Juventus have reputedly spent €100m this year alone on wages for their high-profile stars.

So how do Chievo Verona manage to survive amongst the big boys consistently in a league where money has attempted to dilute the competition? It truly is nothing short of a modern day miracle.

A club who spend less on their entire team’s wages than the likes of Edinson Cavani or Francesco Totti earn in one year should not be able to defy the critics and the bigger sides year after year as they have done.

They currently sit in 12th place but just three points separate them from Catania in 8th (an exceptional achievement) who have received many plaudits, and rightly so, for an outstanding season but we should be discussing Chievo in the same breath.

How the Gialloblu manage to do this is admirable and their never-say-die attitude, team spirit, fearlessness no matter who they come up against and, this season particularly, fine flowing football have endeared them to the peninsula and many in Italy have took them to their hearts as their ‘second’ team.

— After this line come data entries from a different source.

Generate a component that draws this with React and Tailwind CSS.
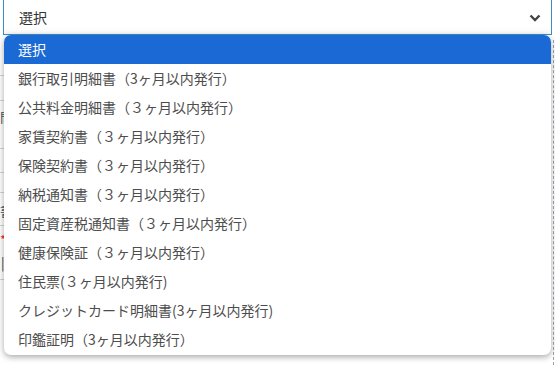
import React from "react";

const options = [
  "選択",
  "銀行取引明細書（3ヶ月以内発行）",
  "公共料金明細書（３ヶ月以内発行）",
  "家賃契約書（３ヶ月以内発行）",
  "保険契約書（３ヶ月以内発行）",
  "納税通知書（３ヶ月以内発行）",
  "固定資産税通知書（３ヶ月以内発行）",
  "健康保険証（３ヶ月以内発行）",
  "住民票(３ヶ月以内発行)",
  "クレジットカード明細書(3ヶ月以内発行)",
  "印鑑証明（3ヶ月以内発行）",
];

const App = () => {
  return (
    <div
      className="relative w-[555px] h-[365px] overflow-hidden bg-white text-[14px]"
      style={{ fontFamily: '"Noto Sans CJK JP", "Noto Sans", sans-serif' }}
    >
      {/* page behind the open list */}
      <div className="absolute left-0 top-[40px] w-[12px] flex flex-col text-[13px] text-gray-600">
        <div className="h-[36px] border-b border-gray-300" />
        <div className="h-[25px] border-b border-gray-300" />
        <div className="h-[48px] border-b border-gray-300 leading-[30px] pt-[1px]">問</div>
        <div className="h-[24px] border-b border-gray-300" />
        <div className="h-[20px] border-b border-gray-300" />
        <div className="h-[33px] border-b border-gray-300 leading-[36px]">書</div>
        <div className="h-[22px] text-red-500 leading-[28px]">*</div>
        <div className="h-[32px] border-b border-gray-300 pl-[1px] leading-[30px] text-gray-700">|</div>
      </div>
      <div className="absolute right-[1px] top-[40px] h-[325px] border-r border-dashed border-gray-400" />

      {/* select */}
      <div className="ml-[3px] mr-[3px] h-[35px] border border-t-0 border-[#3b8ec4] bg-white flex items-center justify-between pl-[15px] pr-[10px] shadow-[inset_0_-6px_8px_-6px_rgba(0,0,0,0.08)]">
        <span className="text-[#333]">選択</span>
        <svg width="12" height="8" viewBox="0 0 12 8" className="mt-[2px]">
          <path d="M1.5 1.5 L6 6 L10.5 1.5" fill="none" stroke="#444" strokeWidth="2.4" />
        </svg>
      </div>

      {/* open list */}
      <div className="absolute left-[4px] top-[35px] w-[547px] h-[320px] rounded-[7px] bg-white shadow-[0_2px_6px_rgba(0,0,0,0.35)] overflow-hidden flex flex-col">
        {options.map((o, i) => (
          <div
            key={i}
            className={
              i === 0
                ? "h-[29px] shrink-0 bg-[#1a69d4] text-white pl-[14px] flex items-center"
                : "h-[29px] shrink-0 text-[#4d4d4d] pl-[14px] flex items-center"
            }
          >
            {o}
          </div>
        ))}
      </div>
    </div>
  );
};

export default App;
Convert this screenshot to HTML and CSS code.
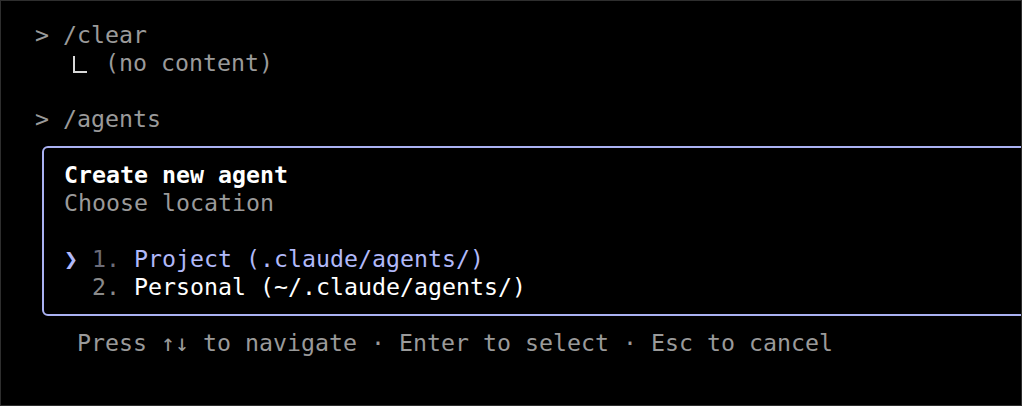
FILE: index.html
```html
<!DOCTYPE html>
<html lang="en">
<head>
<meta charset="utf-8">
<title>Claude Code — agents</title>
<link rel="stylesheet" href="styles.css">
</head>
<body>
<div class="term">
  <div class="line muted"><span>&gt; /clear</span></div>
  <div class="line muted"><span class="indent2"></span><span class="elbow"></span><span class="gap2"></span>(no content)</div>
  <div class="line"></div>
  <div class="line muted">&gt; /agents</div>
  <div class="box">
    <div class="line title">Create new agent</div>
    <div class="line muted">Choose location</div>
    <div class="line"></div>
    <div class="line accent"><span class="pointer">❯</span> <span class="num-dim">1.</span> Project (.claude/agents/)</div>
    <div class="line plain">  <span class="num">2.</span> Personal (~/.claude/agents/)</div>
  </div>
  <div class="line muted hint">Press ↑↓ to navigate · Enter to select · Esc to cancel</div>
</div>
</body>
</html>
```

FILE: styles.css
```css
html, body {
  margin: 0;
  padding: 0;
  background: #000;
  overflow: hidden;
}

.term {
  box-sizing: border-box;
  width: 1022px;
  height: 406px;
  border: 1px solid #2e2e2e;
  padding: 20px 0 0 34px;
  font-family: "DejaVu Sans Mono", "Liberation Mono", monospace;
  font-size: 23.25px;
  color: #e8e8e8;
  overflow: hidden;
}

.line {
  height: 28px;
  line-height: 28px;
  white-space: pre;
}

.muted { color: #9a9a9a; }

.indent2 { display: inline-block; width: 28px; }
.gap2 { display: inline-block; width: 28px; }

.elbow {
  display: inline-block;
  box-sizing: border-box;
  width: 14px;
  height: 17px;
  margin-left: 10px;
  margin-right: -10px;
  border-left: 2px solid #d8d8d8;
  border-bottom: 2px solid #d8d8d8;
  vertical-align: -2px;
}

.box {
  margin: 13px -40px 13px 7px;
  border: 2px solid #aab1f2;
  border-radius: 6px;
  padding: 13px 0 13px 20px;
}

.title {
  color: #ffffff;
  font-weight: bold;
}

.accent { color: #b1b9f9; }
.pointer { color: #b1b9f9; }
.num-dim { color: #6c6c78; }
.num { color: #8a8a8a; }
.plain { color: #ffffff; }

.hint { padding-left: 42px; }
```
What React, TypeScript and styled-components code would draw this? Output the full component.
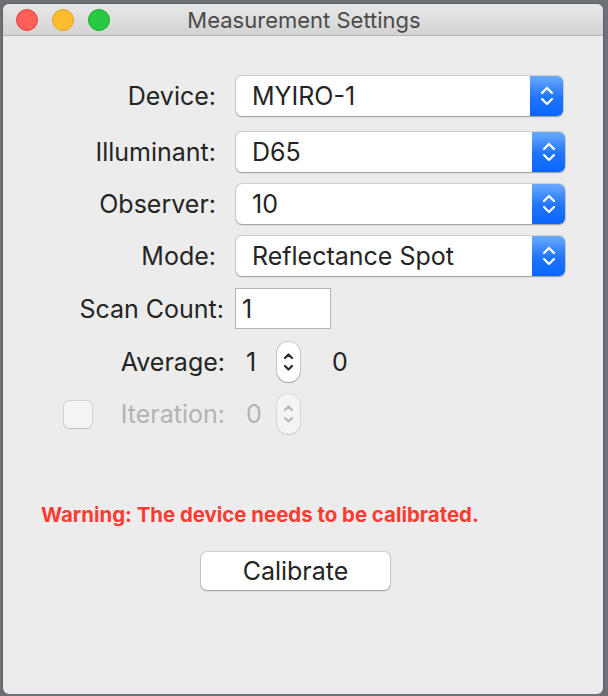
import React from "react";
import styled, { createGlobalStyle } from "styled-components";

const GlobalStyle = createGlobalStyle`
	html, body {
		margin: 0;
		padding: 0;
		background: #6d7074;
		font-family: Inter, "Noto Sans", "Liberation Sans", sans-serif;
	}
`;

type LightProps = { $fill: string; $edge: string };

const popups = [
	{ label: "Device:", value: "MYIRO-1", width: 327, extra: 4 },
	{ label: "Illuminant:", value: "D65", width: 329 },
	{ label: "Observer:", value: "10", width: 329 },
	{ label: "Mode:", value: "Reflectance Spot", width: 329 },
];

const PopupChevrons = () => (
	<svg width="14" height="26" viewBox="0 0 14 26" fill="none">
		<path d="M2 10 L7 5 L12 10" stroke="#fff" strokeWidth="2.2" strokeLinecap="round" strokeLinejoin="round" />
		<path d="M2 16 L7 21 L12 16" stroke="#fff" strokeWidth="2.2" strokeLinecap="round" strokeLinejoin="round" />
	</svg>
);

const StepperChevrons = ({ color }: { color: string }) => (
	<svg width="11" height="26" viewBox="0 0 11 26" fill="none">
		<path d="M2 9 L5.5 5.5 L9 9" stroke={color} strokeWidth="2.2" strokeLinecap="round" strokeLinejoin="round" />
		<path d="M2 17 L5.5 20.5 L9 17" stroke={color} strokeWidth="2.2" strokeLinecap="round" strokeLinejoin="round" />
	</svg>
);

export default function App() {
	return (
		<>
			<GlobalStyle />
			<Window>
				<TitleBar>
					<Lights>
						<Light $fill="#fe5f57" $edge="#e0443e" />
						<Light $fill="#febc2e" $edge="#dea123" />
						<Light $fill="#28c840" $edge="#1aab29" />
					</Lights>
					<Title>Measurement Settings</Title>
				</TitleBar>

				<Content>
					<Form>
						{popups.map(p => (
							<Row key={p.label} $height={40} $extra={p.extra}>
								<Label $end={213}>{p.label}</Label>
								<Popup $width={p.width}>
									<PopupValue>{p.value}</PopupValue>
									<PopupArrows>
										<PopupChevrons />
									</PopupArrows>
								</Popup>
							</Row>
						))}

						<Row $height={41}>
							<Label $end={221}>Scan Count:</Label>
							<TextField>1</TextField>
						</Row>

						<Row $height={41}>
							<Label $end={222}>Average:</Label>
							<Value>1</Value>
							<Stepper>
								<StepperChevrons color="#2b2b2b" />
							</Stepper>
							<Trailing>0</Trailing>
						</Row>

						<Row $height={40}>
							<Label $end={222}>
								<Checkbox />
								<Dim>Iteration:</Dim>
							</Label>
							<Value $disabled>0</Value>
							<Stepper $disabled>
								<StepperChevrons color="#b8b8b8" />
							</Stepper>
						</Row>
					</Form>

					<Warning>Warning: The device needs to be calibrated.</Warning>

					<ButtonRow>
						<Button>Calibrate</Button>
					</ButtonRow>
				</Content>
			</Window>
		</>
	);
}

const Window = styled.div`
	margin: 4px 0 0 3px;
	width: 600px;
	height: 690px;
	background: #ececec;
	border-radius: 6px;
	overflow: hidden;
	display: flex;
	flex-direction: column;
	box-shadow: 0 0 0 1px rgba(0, 0, 0, 0.12);
`;

const TitleBar = styled.div`
	position: relative;
	height: 31px;
	flex-shrink: 0;
	display: flex;
	align-items: center;
	justify-content: center;
	background: linear-gradient(#e8e8e8, #d3d3d3);
	border-bottom: 1px solid #b4b4b4;
`;

const Lights = styled.div`
	position: absolute;
	left: 13px;
	top: 5px;
	display: flex;
	gap: 14px;
`;

const Light = styled.span<LightProps>`
	width: 22px;
	height: 22px;
	box-sizing: border-box;
	border-radius: 50%;
	background: ${p => p.$fill};
	border: 1px solid ${p => p.$edge};
`;

const Title = styled.div`
	font-size: 22px;
	color: #4b4b4b;
	padding-left: 2px;
`;

const Content = styled.div`
	display: flex;
	flex-direction: column;
	padding-top: 40px;
`;

const Form = styled.div`
	display: flex;
	flex-direction: column;
	gap: 12px;
`;

const Row = styled.div<{ $height: number; $extra?: number }>`
	display: flex;
	align-items: center;
	height: ${p => p.$height}px;
	margin-bottom: ${p => p.$extra ?? 0}px;
`;

const Label = styled.div<{ $end: number }>`
	width: ${p => p.$end}px;
	flex-shrink: 0;
	display: flex;
	align-items: center;
	justify-content: flex-end;
	font-size: 25px;
	color: #242424;
	white-space: nowrap;
`;

const Dim = styled.span`
	color: #b3b3b3;
`;

const Popup = styled.div<{ $width: number }>`
	margin-left: 20px;
	width: ${p => p.$width}px;
	height: 40px;
	display: flex;
	background: #fff;
	border-radius: 6px;
	overflow: hidden;
	box-shadow: 0 0 0 1px rgba(0, 0, 0, 0.12), 0 1px 1.5px rgba(0, 0, 0, 0.25);
`;

const PopupValue = styled.div`
	flex: 1;
	display: flex;
	align-items: center;
	padding-left: 16px;
	font-size: 25px;
	color: #242424;
`;

const PopupArrows = styled.div`
	width: 33px;
	display: flex;
	align-items: center;
	justify-content: center;
	background: linear-gradient(#6aa9ff, #1e74fd 55%, #0a66fb);
`;

const TextField = styled.div`
	margin-left: 11px;
	width: 96px;
	height: 41px;
	box-sizing: border-box;
	border: 1px solid #b4b4b4;
	background: #fff;
	display: flex;
	align-items: center;
	padding-left: 6px;
	font-size: 25px;
	color: #242424;
`;

const Value = styled.div<{ $disabled?: boolean }>`
	margin-left: 21px;
	width: 31px;
	font-size: 25px;
	color: ${p => (p.$disabled ? "#b3b3b3" : "#242424")};
`;

const Trailing = styled.div`
	margin-left: 32px;
	font-size: 25px;
	color: #242424;
`;

const Stepper = styled.div<{ $disabled?: boolean }>`
	width: 23px;
	height: 40px;
	border-radius: 11px;
	background: ${p => (p.$disabled ? "#f4f4f4" : "#fff")};
	display: flex;
	align-items: center;
	justify-content: center;
	box-shadow: 0 0 0 1px rgba(0, 0, 0, ${p => (p.$disabled ? 0.08 : 0.14)}),
		0 1px 1px rgba(0, 0, 0, ${p => (p.$disabled ? 0.08 : 0.2)});
`;

const Checkbox = styled.span`
	width: 28px;
	height: 27px;
	margin-right: auto;
	margin-left: 61px;
	box-sizing: border-box;
	border-radius: 5px;
	background: #f4f4f4;
	box-shadow: 0 0 0 1px rgba(0, 0, 0, 0.1), 0 1px 1px rgba(0, 0, 0, 0.08);
`;

const Warning = styled.div`
	margin-top: 68px;
	padding-left: 38px;
	font-size: 20.4px;
	font-weight: 700;
	color: #fd3b30;
`;

const ButtonRow = styled.div`
	display: flex;
	padding-left: 198px;
	margin-top: 25px;
`;

const Button = styled.div`
	width: 189px;
	height: 38px;
	display: flex;
	align-items: center;
	justify-content: center;
	background: #fff;
	border-radius: 6px;
	font-size: 25px;
	color: #242424;
	box-shadow: 0 0 0 1px rgba(0, 0, 0, 0.12), 0 1px 1.5px rgba(0, 0, 0, 0.25);
`;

You really have to stop for a moment and consider just how big an achievement it is for a team from a suburb in the city of Verona which is more famous for its colosseum and the Shakespearean characters who leaned from its balconies to compete at such a high level.

Not just that, but the team hail from the Chievo district of the city which is home to under 3,000 inhabitants which adds further lustre to the fairytale of the team who have truly earned the nickname the Flying Donkeys.

For a time in their first season ever in the top league ten years ago they stunned the nation when, as instant favourites for the drop, but played some of the best football in the league that year with a midfield who often controlled games against ‘better’ sides with their sheer commitment and effort but displayed a technical prowess that few in the division thought they possessed.

They led the league in the first half of their maiden season in Serie A for six successive weeks and that should have been the first lesson to everyone that you should not write this team off. Sadly, critics have done so ever since and have roundly been proven wrong time and again.

That team, in their first ever campaign tasting top flight football, ended the season in an unbelievable 5th place under the guidance of Luigi Del Neri and as a result played UEFA Cup football the following year although were unlucky to draw continental veterans Red Star Belgrade in the opening round.

One thing that was a staple of Chievo then and has remained so today is the fact that there were no big stars or egos in the Bentegodi dressing room and this was a team who had.,despite all the adversity of the modern professional game, managed to retain the principles and values that all players start out with playing football.

They knew they were a team and that they won and lost as a team and this unity and unique friendship that existed within the squad obviously achieved results. It sent out a clear message to the rest of the league that they can spend as much money as they wanted but sometimes an outstanding team ethic could get results.

They may have had future World Cup winner Simone Perotta in their ranks and today boast a fine goalscorer in the side in Sergio Pellissier but these are not huge household names outside of the Italian football world.

Today the team boasts some of the most underrated players in the league who are sure to feature on more than a few Team of the Season having enjoyed fine seasons for Domenico Di Carlo’s side.

Davide Moscardelli, Stefano Sorrentino and Michael Bradley have been just some of the many players who have contributed to this season’s continued adaptation of the fairytale.

Although when discussing this club it almost seems unfair to single many players out due to the team spirit they show because even if you were to take these kind of players out they would still manage to survive and in style too.

Don’t dare say they would not. Chievo Verona’s entire recent history has been based on proving the doubters wrong and playing some stunning football while they do it.

So, feel free to write them off once again. It will only mean that the donkeys will fly higher than ever.